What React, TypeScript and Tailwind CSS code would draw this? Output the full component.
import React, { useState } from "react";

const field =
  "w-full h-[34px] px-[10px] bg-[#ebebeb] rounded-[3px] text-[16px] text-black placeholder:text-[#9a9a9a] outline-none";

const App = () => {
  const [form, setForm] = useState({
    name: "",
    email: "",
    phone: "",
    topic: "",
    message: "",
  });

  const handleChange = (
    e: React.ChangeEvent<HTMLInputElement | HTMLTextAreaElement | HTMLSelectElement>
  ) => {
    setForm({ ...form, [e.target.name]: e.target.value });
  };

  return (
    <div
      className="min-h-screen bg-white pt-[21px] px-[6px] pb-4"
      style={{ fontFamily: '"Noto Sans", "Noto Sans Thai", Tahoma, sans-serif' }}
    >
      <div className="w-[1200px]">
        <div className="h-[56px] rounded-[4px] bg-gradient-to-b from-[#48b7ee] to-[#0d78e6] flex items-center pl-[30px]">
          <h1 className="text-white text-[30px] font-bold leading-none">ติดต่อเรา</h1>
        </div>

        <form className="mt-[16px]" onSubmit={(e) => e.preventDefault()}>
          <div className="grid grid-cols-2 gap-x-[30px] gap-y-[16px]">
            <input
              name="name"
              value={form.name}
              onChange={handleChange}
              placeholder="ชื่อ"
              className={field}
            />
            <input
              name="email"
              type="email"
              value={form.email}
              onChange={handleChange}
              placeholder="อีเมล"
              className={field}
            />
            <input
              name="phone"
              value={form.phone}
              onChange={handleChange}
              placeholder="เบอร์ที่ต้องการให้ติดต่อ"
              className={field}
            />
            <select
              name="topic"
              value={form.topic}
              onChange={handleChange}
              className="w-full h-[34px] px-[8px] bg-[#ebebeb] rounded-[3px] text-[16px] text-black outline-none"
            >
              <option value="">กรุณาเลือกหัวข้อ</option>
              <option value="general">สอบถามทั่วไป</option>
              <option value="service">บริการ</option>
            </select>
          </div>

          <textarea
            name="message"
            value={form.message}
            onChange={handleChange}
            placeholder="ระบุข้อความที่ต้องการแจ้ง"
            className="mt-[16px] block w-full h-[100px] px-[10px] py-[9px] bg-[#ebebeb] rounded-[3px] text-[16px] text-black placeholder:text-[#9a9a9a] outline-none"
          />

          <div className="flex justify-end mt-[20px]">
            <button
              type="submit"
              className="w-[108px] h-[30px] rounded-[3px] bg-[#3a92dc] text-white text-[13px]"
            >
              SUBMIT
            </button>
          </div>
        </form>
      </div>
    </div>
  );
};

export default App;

◆ JOB ◆
List all lines in the material containing the string "full".

◆ ANSWER TO THE EXERCISE ◆
What React, TypeScript and Tailwind CSS code would draw this? Output the full component.
  "w-full h-[34px] px-[10px] bg-[#ebebeb] rounded-[3px] text-[16px] text-black placeholder:text-[#9a9a9a] outline-none";
              className="w-full h-[34px] px-[8px] bg-[#ebebeb] rounded-[3px] text-[16px] text-black outline-none"
            className="mt-[16px] block w-full h-[100px] px-[10px] py-[9px] bg-[#ebebeb] rounded-[3px] text-[16px] text-black placeholder:text-[#9a9a9a] outline-none"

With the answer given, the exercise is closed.